Problem to solve
Print all of the lines exactly. Any picture among them stays out.

Information provided

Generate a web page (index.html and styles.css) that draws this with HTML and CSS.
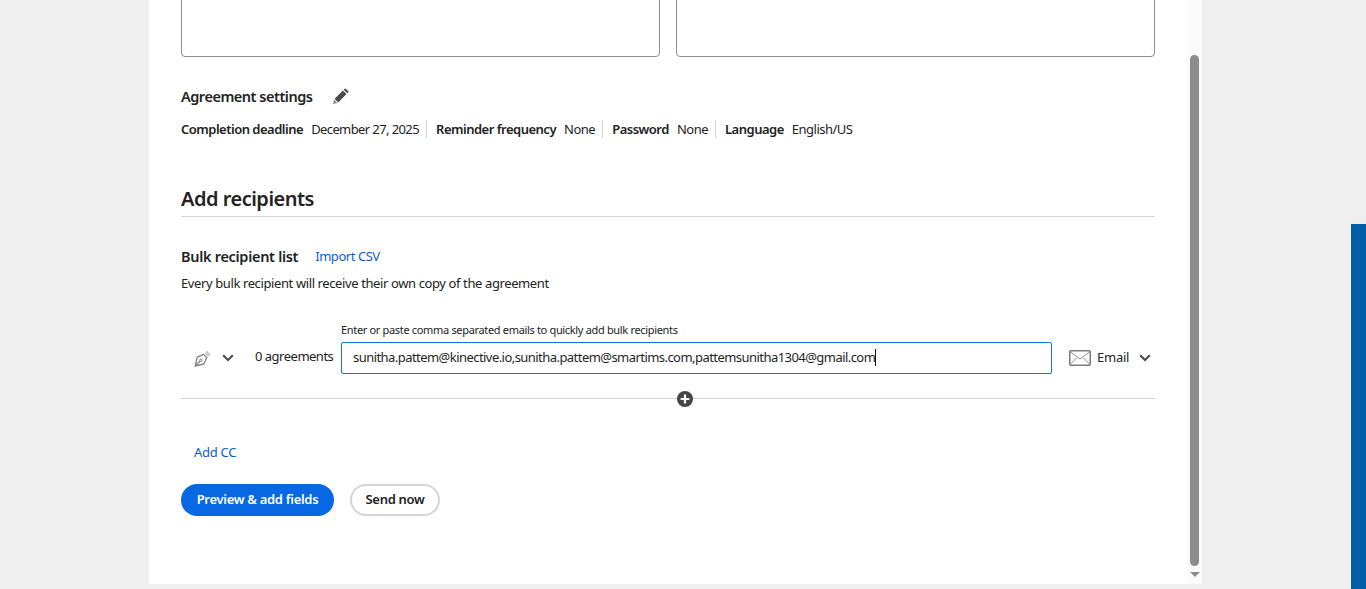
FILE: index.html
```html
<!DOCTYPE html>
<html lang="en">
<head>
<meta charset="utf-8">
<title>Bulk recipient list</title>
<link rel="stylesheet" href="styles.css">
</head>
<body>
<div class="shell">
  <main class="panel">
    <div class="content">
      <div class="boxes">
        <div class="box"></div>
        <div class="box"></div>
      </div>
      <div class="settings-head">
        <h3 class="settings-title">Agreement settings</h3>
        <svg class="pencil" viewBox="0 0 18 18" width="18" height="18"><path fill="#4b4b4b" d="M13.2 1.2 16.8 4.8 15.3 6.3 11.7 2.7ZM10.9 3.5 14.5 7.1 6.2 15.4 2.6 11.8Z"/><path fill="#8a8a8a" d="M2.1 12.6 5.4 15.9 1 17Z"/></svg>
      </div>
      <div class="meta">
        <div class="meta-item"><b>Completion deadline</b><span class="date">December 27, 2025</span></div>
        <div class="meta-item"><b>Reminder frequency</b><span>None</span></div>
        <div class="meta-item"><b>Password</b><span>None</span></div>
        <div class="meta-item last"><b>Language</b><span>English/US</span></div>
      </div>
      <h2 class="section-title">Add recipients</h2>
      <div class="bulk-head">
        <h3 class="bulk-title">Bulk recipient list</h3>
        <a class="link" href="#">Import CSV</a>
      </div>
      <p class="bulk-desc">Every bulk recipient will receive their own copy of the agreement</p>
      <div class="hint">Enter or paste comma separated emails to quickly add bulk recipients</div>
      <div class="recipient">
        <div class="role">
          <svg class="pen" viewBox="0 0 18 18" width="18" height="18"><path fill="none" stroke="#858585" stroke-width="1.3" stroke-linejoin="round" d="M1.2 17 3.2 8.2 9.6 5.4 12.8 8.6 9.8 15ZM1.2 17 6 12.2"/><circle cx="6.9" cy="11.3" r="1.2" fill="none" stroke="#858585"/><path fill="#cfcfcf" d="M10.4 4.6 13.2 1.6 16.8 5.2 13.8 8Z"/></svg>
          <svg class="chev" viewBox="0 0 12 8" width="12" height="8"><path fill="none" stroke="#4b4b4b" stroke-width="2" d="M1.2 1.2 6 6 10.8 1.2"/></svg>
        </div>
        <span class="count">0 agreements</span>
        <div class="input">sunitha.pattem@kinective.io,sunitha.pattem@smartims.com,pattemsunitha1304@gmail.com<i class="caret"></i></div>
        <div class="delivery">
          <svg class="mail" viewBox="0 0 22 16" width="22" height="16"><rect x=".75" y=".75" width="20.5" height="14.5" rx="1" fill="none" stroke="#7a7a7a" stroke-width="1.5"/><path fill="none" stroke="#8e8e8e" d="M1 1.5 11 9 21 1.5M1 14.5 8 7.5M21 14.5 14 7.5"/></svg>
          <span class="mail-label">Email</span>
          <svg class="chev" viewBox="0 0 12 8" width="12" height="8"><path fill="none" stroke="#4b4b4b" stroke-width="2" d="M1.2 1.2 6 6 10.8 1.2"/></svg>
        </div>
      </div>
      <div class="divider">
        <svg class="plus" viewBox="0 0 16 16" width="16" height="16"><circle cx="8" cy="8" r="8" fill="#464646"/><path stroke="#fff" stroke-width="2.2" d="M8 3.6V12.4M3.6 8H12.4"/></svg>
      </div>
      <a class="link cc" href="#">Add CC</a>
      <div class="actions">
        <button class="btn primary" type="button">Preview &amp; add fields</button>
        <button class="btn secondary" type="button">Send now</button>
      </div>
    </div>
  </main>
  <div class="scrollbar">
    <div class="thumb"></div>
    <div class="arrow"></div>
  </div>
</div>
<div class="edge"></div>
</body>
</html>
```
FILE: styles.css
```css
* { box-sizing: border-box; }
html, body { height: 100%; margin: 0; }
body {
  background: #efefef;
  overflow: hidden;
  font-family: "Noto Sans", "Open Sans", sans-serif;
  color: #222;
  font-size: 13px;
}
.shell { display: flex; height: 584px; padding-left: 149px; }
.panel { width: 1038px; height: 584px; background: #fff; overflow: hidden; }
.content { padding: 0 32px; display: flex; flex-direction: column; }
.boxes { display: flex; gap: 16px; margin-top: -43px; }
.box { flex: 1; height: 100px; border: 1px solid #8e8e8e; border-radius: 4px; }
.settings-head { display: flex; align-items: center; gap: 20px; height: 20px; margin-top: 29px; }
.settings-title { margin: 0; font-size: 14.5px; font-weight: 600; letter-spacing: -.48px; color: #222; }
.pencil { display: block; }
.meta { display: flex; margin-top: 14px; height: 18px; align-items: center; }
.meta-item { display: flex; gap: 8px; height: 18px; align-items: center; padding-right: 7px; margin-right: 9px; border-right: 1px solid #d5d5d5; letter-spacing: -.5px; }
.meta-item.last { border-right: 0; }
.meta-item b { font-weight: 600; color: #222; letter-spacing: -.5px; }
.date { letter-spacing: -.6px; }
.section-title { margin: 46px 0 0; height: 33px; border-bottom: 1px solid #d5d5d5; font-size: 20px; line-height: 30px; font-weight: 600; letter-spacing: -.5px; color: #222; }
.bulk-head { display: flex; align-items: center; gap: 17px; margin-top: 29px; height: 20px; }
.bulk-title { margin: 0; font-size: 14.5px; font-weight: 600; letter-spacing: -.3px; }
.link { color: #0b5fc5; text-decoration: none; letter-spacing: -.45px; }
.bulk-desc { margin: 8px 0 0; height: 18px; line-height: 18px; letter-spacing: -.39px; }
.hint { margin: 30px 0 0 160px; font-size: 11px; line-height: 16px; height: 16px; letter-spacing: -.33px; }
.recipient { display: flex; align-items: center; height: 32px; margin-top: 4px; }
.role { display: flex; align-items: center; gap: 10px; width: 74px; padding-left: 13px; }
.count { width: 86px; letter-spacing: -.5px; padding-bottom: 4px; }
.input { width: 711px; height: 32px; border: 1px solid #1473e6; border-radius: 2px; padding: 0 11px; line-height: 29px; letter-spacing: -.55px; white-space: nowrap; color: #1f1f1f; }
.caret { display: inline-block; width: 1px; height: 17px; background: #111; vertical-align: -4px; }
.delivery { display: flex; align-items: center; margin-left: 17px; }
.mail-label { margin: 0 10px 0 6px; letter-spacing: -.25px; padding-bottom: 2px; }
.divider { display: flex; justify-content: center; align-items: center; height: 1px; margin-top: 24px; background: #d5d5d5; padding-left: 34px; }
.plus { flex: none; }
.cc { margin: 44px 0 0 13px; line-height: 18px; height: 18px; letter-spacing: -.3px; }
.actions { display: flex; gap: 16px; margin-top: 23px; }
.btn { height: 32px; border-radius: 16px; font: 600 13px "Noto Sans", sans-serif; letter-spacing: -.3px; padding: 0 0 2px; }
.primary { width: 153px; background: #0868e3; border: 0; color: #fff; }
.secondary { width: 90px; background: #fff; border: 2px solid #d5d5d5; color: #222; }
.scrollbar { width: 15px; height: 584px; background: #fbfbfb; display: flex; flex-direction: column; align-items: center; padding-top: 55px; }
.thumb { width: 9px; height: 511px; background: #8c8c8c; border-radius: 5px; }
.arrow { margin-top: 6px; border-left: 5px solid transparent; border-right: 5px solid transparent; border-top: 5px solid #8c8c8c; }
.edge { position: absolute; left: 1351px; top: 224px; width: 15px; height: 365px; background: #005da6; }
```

Answer to the task
Generate a web page (index.html and styles.css) that draws this with HTML and CSS.
FILE: index.html
```html
<!DOCTYPE html>
<html lang="en">
<head>
<meta charset="utf-8">
<title>Bulk recipient list</title>
<link rel="stylesheet" href="styles.css">
</head>
<body>
<div class="shell">
  <main class="panel">
    <div class="content">
      <div class="boxes">
        <div class="box"></div>
        <div class="box"></div>
      </div>
      <div class="settings-head">
        <h3 class="settings-title">Agreement settings</h3>
        <svg class="pencil" viewBox="0 0 18 18" width="18" height="18"><path fill="#4b4b4b" d="M13.2 1.2 16.8 4.8 15.3 6.3 11.7 2.7ZM10.9 3.5 14.5 7.1 6.2 15.4 2.6 11.8Z"/><path fill="#8a8a8a" d="M2.1 12.6 5.4 15.9 1 17Z"/></svg>
      </div>
      <div class="meta">
        <div class="meta-item"><b>Completion deadline</b><span class="date">December 27, 2025</span></div>
        <div class="meta-item"><b>Reminder frequency</b><span>None</span></div>
        <div class="meta-item"><b>Password</b><span>None</span></div>
        <div class="meta-item last"><b>Language</b><span>English/US</span></div>
      </div>
      <h2 class="section-title">Add recipients</h2>
      <div class="bulk-head">
        <h3 class="bulk-title">Bulk recipient list</h3>
        <a class="link" href="#">Import CSV</a>
      </div>
      <p class="bulk-desc">Every bulk recipient will receive their own copy of the agreement</p>
      <div class="hint">Enter or paste comma separated emails to quickly add bulk recipients</div>
      <div class="recipient">
        <div class="role">
          <svg class="pen" viewBox="0 0 18 18" width="18" height="18"><path fill="none" stroke="#858585" stroke-width="1.3" stroke-linejoin="round" d="M1.2 17 3.2 8.2 9.6 5.4 12.8 8.6 9.8 15ZM1.2 17 6 12.2"/><circle cx="6.9" cy="11.3" r="1.2" fill="none" stroke="#858585"/><path fill="#cfcfcf" d="M10.4 4.6 13.2 1.6 16.8 5.2 13.8 8Z"/></svg>
          <svg class="chev" viewBox="0 0 12 8" width="12" height="8"><path fill="none" stroke="#4b4b4b" stroke-width="2" d="M1.2 1.2 6 6 10.8 1.2"/></svg>
        </div>
        <span class="count">0 agreements</span>
        <div class="input">sunitha.pattem@kinective.io,sunitha.pattem@smartims.com,pattemsunitha1304@gmail.com<i class="caret"></i></div>
        <div class="delivery">
          <svg class="mail" viewBox="0 0 22 16" width="22" height="16"><rect x=".75" y=".75" width="20.5" height="14.5" rx="1" fill="none" stroke="#7a7a7a" stroke-width="1.5"/><path fill="none" stroke="#8e8e8e" d="M1 1.5 11 9 21 1.5M1 14.5 8 7.5M21 14.5 14 7.5"/></svg>
          <span class="mail-label">Email</span>
          <svg class="chev" viewBox="0 0 12 8" width="12" height="8"><path fill="none" stroke="#4b4b4b" stroke-width="2" d="M1.2 1.2 6 6 10.8 1.2"/></svg>
        </div>
      </div>
      <div class="divider">
        <svg class="plus" viewBox="0 0 16 16" width="16" height="16"><circle cx="8" cy="8" r="8" fill="#464646"/><path stroke="#fff" stroke-width="2.2" d="M8 3.6V12.4M3.6 8H12.4"/></svg>
      </div>
      <a class="link cc" href="#">Add CC</a>
      <div class="actions">
        <button class="btn primary" type="button">Preview &amp; add fields</button>
        <button class="btn secondary" type="button">Send now</button>
      </div>
    </div>
  </main>
  <div class="scrollbar">
    <div class="thumb"></div>
    <div class="arrow"></div>
  </div>
</div>
<div class="edge"></div>
</body>
</html>
```
FILE: styles.css
```css
* { box-sizing: border-box; }
html, body { height: 100%; margin: 0; }
body {
  background: #efefef;
  overflow: hidden;
  font-family: "Noto Sans", "Open Sans", sans-serif;
  color: #222;
  font-size: 13px;
}
.shell { display: flex; height: 584px; padding-left: 149px; }
.panel { width: 1038px; height: 584px; background: #fff; overflow: hidden; }
.content { padding: 0 32px; display: flex; flex-direction: column; }
.boxes { display: flex; gap: 16px; margin-top: -43px; }
.box { flex: 1; height: 100px; border: 1px solid #8e8e8e; border-radius: 4px; }
.settings-head { display: flex; align-items: center; gap: 20px; height: 20px; margin-top: 29px; }
.settings-title { margin: 0; font-size: 14.5px; font-weight: 600; letter-spacing: -.48px; color: #222; }
.pencil { display: block; }
.meta { display: flex; margin-top: 14px; height: 18px; align-items: center; }
.meta-item { display: flex; gap: 8px; height: 18px; align-items: center; padding-right: 7px; margin-right: 9px; border-right: 1px solid #d5d5d5; letter-spacing: -.5px; }
.meta-item.last { border-right: 0; }
.meta-item b { font-weight: 600; color: #222; letter-spacing: -.5px; }
.date { letter-spacing: -.6px; }
.section-title { margin: 46px 0 0; height: 33px; border-bottom: 1px solid #d5d5d5; font-size: 20px; line-height: 30px; font-weight: 600; letter-spacing: -.5px; color: #222; }
.bulk-head { display: flex; align-items: center; gap: 17px; margin-top: 29px; height: 20px; }
.bulk-title { margin: 0; font-size: 14.5px; font-weight: 600; letter-spacing: -.3px; }
.link { color: #0b5fc5; text-decoration: none; letter-spacing: -.45px; }
.bulk-desc { margin: 8px 0 0; height: 18px; line-height: 18px; letter-spacing: -.39px; }
.hint { margin: 30px 0 0 160px; font-size: 11px; line-height: 16px; height: 16px; letter-spacing: -.33px; }
.recipient { display: flex; align-items: center; height: 32px; margin-top: 4px; }
.role { display: flex; align-items: center; gap: 10px; width: 74px; padding-left: 13px; }
.count { width: 86px; letter-spacing: -.5px; padding-bottom: 4px; }
.input { width: 711px; height: 32px; border: 1px solid #1473e6; border-radius: 2px; padding: 0 11px; line-height: 29px; letter-spacing: -.55px; white-space: nowrap; color: #1f1f1f; }
.caret { display: inline-block; width: 1px; height: 17px; background: #111; vertical-align: -4px; }
.delivery { display: flex; align-items: center; margin-left: 17px; }
.mail-label { margin: 0 10px 0 6px; letter-spacing: -.25px; padding-bottom: 2px; }
.divider { display: flex; justify-content: center; align-items: center; height: 1px; margin-top: 24px; background: #d5d5d5; padding-left: 34px; }
.plus { flex: none; }
.cc { margin: 44px 0 0 13px; line-height: 18px; height: 18px; letter-spacing: -.3px; }
.actions { display: flex; gap: 16px; margin-top: 23px; }
.btn { height: 32px; border-radius: 16px; font: 600 13px "Noto Sans", sans-serif; letter-spacing: -.3px; padding: 0 0 2px; }
.primary { width: 153px; background: #0868e3; border: 0; color: #fff; }
.secondary { width: 90px; background: #fff; border: 2px solid #d5d5d5; color: #222; }
.scrollbar { width: 15px; height: 584px; background: #fbfbfb; display: flex; flex-direction: column; align-items: center; padding-top: 55px; }
.thumb { width: 9px; height: 511px; background: #8c8c8c; border-radius: 5px; }
.arrow { margin-top: 6px; border-left: 5px solid transparent; border-right: 5px solid transparent; border-top: 5px solid #8c8c8c; }
.edge { position: absolute; left: 1351px; top: 224px; width: 15px; height: 365px; background: #005da6; }
```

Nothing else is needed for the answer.